The following year, Boulanger and her parents started using indigenous culture and knowledge to help build the teens' self-esteem and to build healthy relationships moving forward. 

Now there are more than 120 teenagers involved in the Anishinabe Pride program — a total of seven teams play in different elite leagues around the province.

Learning sacred seven teachings

On top of basketball games and weekly practices, players attend Sacred Seven — classroom sessions with elders and spiritual advisors, taking part in the sweat lodge and other traditional ceremonies.

"That is based on the seven sacred teachings.

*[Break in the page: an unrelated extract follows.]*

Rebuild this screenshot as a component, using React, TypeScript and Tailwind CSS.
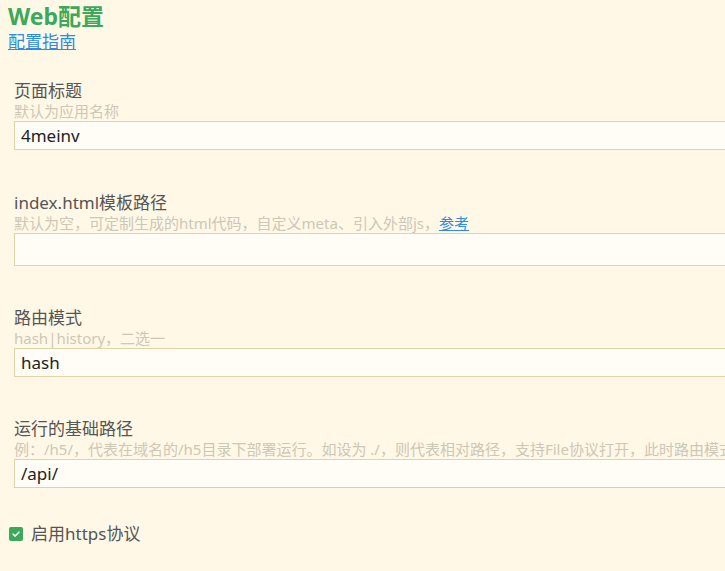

We are showing the kids how to be in relationships with oneself, with others, and with a community," Anderson said.

Lessons that even the younger participants at the weekend basketball program are picking up.

"Honesty, humility, courage, truth, wisdom, respect, love," eight-year-old Eliza McKay said when asked if she knew the seven teachings.

"You should know a lot about your culture whatever you are, because it's special to you and it's important."

Children participate in a sharing circle at the Anishinabe Pride program, which weaves indigenous culture and teachings with basketball skills to help youth understand how to build positive relationships. (Tiar Wilson/CBC)
Hearing those words come out of her daughter's mouth, Nelson's eyes begin to water and a smile spreads across her face.

"It just backs up everything that we teach our children already. The teachings we are giving them at home, and now it's incorporated into sports; it's almost easier for them to remember," Nelson said.

"I'm actually so very appreciative of what Raven does. Not only [is she] in post-secondary, she's a role model for my daughters to look up to."  

Anderson and her husband still help with the finances and recruiting kids for Anishinabe Pride. Raven and her two sisters, along with other veteran players, continue to develop new programming, she said. 

"As a mother I am extremely proud," Anderson said.

"We live in the North End. We work in the North End. My kids have really become a part of their community, and basketball has kept them on a really good path where education and leadership is priority."